More truthfully, I was tired of watching the slow moving autopsy that was dripping from the pen of every progressive pundit in America. The “World is ending” screams and “OMG, Can you believe it” articles once comforting are now trite and overbearing. The sub-freezing temperatures that have enveloped Dallas (and my poorly insulated office) have stirred me to embrace the reality that the mourning of our dreams deferred and hopes unrealized is slowly turning into an arrogant bitterness that does not benefit our souls nor those issues that we proclaim to care so deeply.

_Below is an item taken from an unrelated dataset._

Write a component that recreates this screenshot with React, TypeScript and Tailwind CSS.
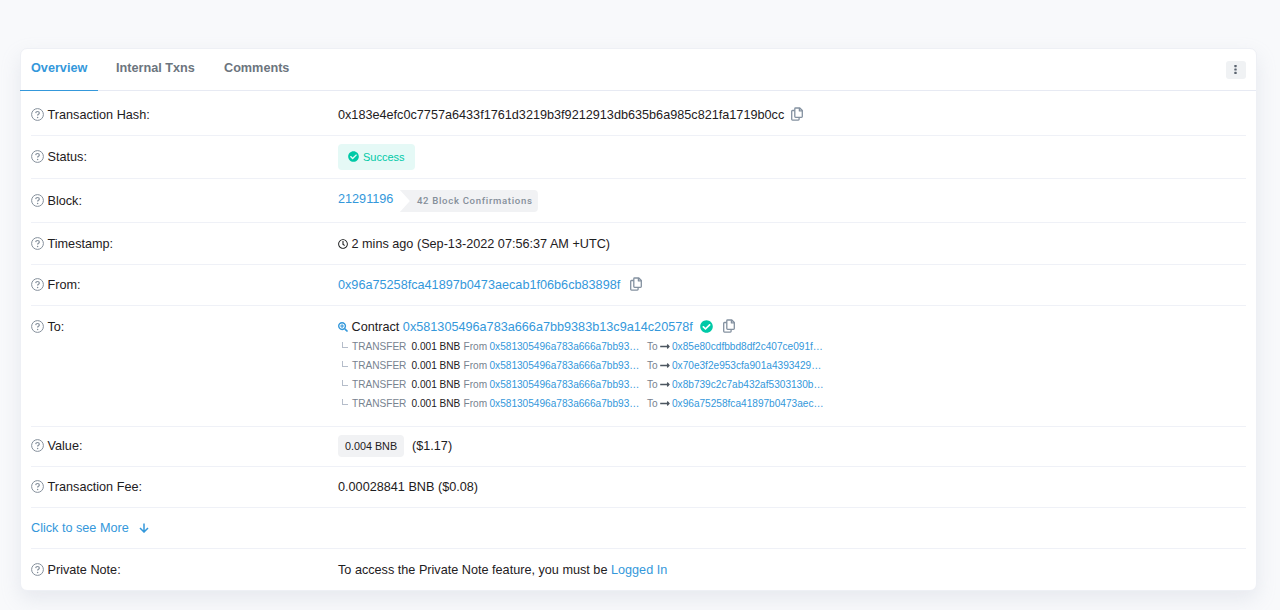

Let’s cut to the chase: We lost. We lost for a lot of reasons. It was the perfect storm of crazy, unpredictable, human behavior. Yes, the media. Yes, sexism. Yes, the angry white male. Yes, the Rust Belt. Yes, Racism. Yes, the revenge of the Berners. Yes, the third parties. Yes, Voter suppression. Yes, Putin. Yes, sometimes dumb strategy. Yes. Yes. Yes. But it doesn’t change the fact that we lost. Now, I may be able to reach this reality more easily than others because as an Oakland Raider fan, I had to deal with the fact that we lost a football game based on a rule that nobody had used before (the infamous tuck rule).I am aware that that rule benefited a New England Patriots team that has been caught cheating at least three times but still has more rings than my Raiders. Yeah, reality sucks and life ain’t fair.

I am no Pollyanna. I have looked into and purchased firearms, survival kits, and passports. The election has left me shaken in my belief in the people that I called my friends. It is has left me confused, bewildered, and scared. The more I see the tone of my colleagues on the Right the more frightened and saddened I become. The very real fact that White Supremacists feel comfortable not only wearing their rhetorical sheets in public but there are efforts to (re)normalize their positions in the media and government makes me as a mother of three interracial children constantly on guard for the time when it will be time to leave my country.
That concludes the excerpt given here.